If you don’t like the idea of renting a portion of your home (say, a bedroom or the basement to a stranger), consider a lease option.  In some states, it is known as rent-to-own and incorporates two things: a real estate investor [like me!] agrees to an option (the right to purchase a property in pre-foreclosure for a specific price for a certain period of time and a lease agreement). The timeframe is agreed upon and written into the lease option contract between the real estate investor and the homeowner.  In essence, it is creative financing!
 
In this scenario, the homeowner is living somewhere else; therefore the property cannot be occupied.
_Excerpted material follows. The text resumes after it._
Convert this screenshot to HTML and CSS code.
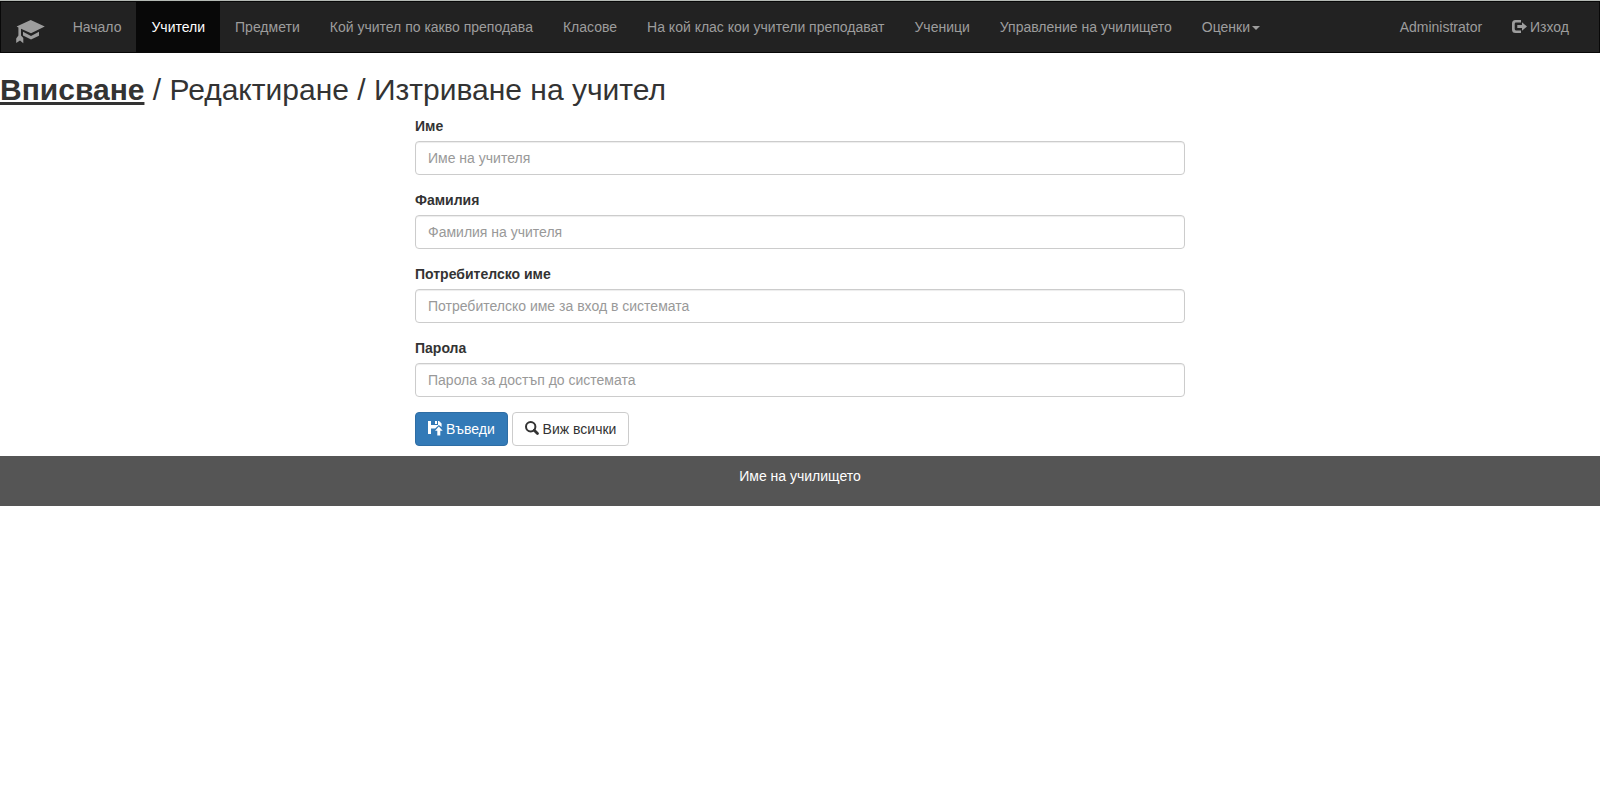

The investor advertises to find their tenant/buyer who after qualifying (through credit/criminal background checks/character references), signs a lease to rent the property for a year.  The seller’s (homeowner) advantage is that they can sell the property quickly.  The properties must be nice homes in desirable, sought-after neighborhoods with little to no equity; needing very little to no repairs.
 
 
Should the tenant/buyer be late on any rent payments during the year, their option to buy the property becomes null and void.  Note these tenant/buyers have bumps in their credit.  Leasing for a year gives them time to improve their credit by making payments on time; thus qualifying for a mortgage at the end of the lease period.
 
 
For example, I negotiate to pay the seller $235,000. The house is worth $250,000 and I have a one-year option.  Houses in the area are appreciating 5% a year.  The seller wants $1,100 per month but will credit the tenant/buyer the full $1,100 towards the purchase price. 
I sell the home to my tenant/buyer for $262,500 (5% above the $250,000 market value) on a one-year lease option. 
 
 
In essence, the rent I charge my tenant/buyer will be higher than what the seller is asking to cover the mortgage with the difference being my fee.  Ideally, all things being considered, it should be win/win for all parties.